Source: Ansel Adams, The Negative, 1968 Edition — Fifth Printing 1971, page 16.

Adams was gilding the lily there. In practical terms he used18% because the 18% Kodak cards where the only reliable and widely available process control process tool available for exposure at the time. That is to say you could take your Weston meter, point it at the card in the same light as the scene, and the middle tone values in the resulting print would wind up similar to those seen by eye. So the card compared to the scene was a perceptual baseline, and the exposure was set to the card so the mid-tones on the print matched what was seen by eye in the scene. All of then wound up on what called "Zone V" in flat lighting. But as Adams say the the rendering of the card would depend on whether it was in sun or shade.

Also to put Adams use of 18% and Zone V as a benchmark it is necessary to understand how in his system the overall tonal range — shadow and highlight values on the print — where controlled and matched to the scene by development of the negative to fit the scene-to-print. There was no "middle Levels" slider with the zone system or any film based capture. The best we could do AT CAPTURE is try to record detail in shadows and highlights at the same time. As Adams said what happens in the middle is this .... "But we are concerned here with the proportionate value of tone. 'Middle Gray' represents the geometrical mean of the extremes of useful values."

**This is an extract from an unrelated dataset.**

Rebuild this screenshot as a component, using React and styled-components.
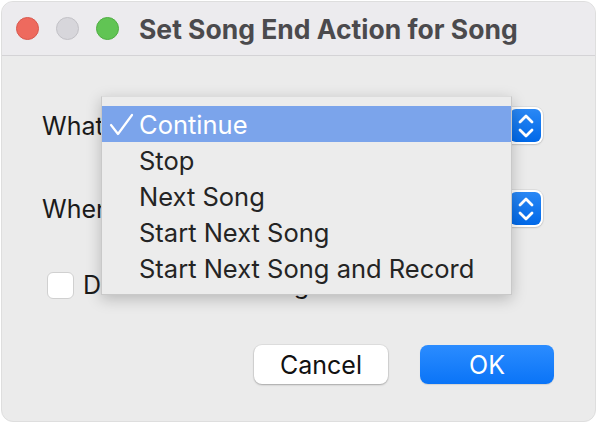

Again Adams is gilding the lilly. A more straight forward way to describe the Zone System is this:

Expose so the negative has density in Zone 1 shadows above voids (Zone 1). Develop your film so specular highlights in the scene (Zone 10) wind up reproduced by just the paper base and a solid white object like the hood of a car you see the specular highlight on (Zone 9) is the lightest gray tone of silver on the print you can discern the specular highlights against. Where an 18% scene value (Gray Card) will wind up in the print will depend entirely on how it is lit. If hit by sun it will, on a B&W print, wind up looking to a card seen in sunlight. If the card is held half in sun and half in shadow the sunny part of the card will be rendered similarly per comparison of actual 18% card on but the shaded parts of the card will not. They will be rendered darker with the tone in the shadow from the sun is controlled by the amount of fill they receive, outdoors from the indirect skylight or indoors from fill hitting from directions different from the "key" source creating the shadow.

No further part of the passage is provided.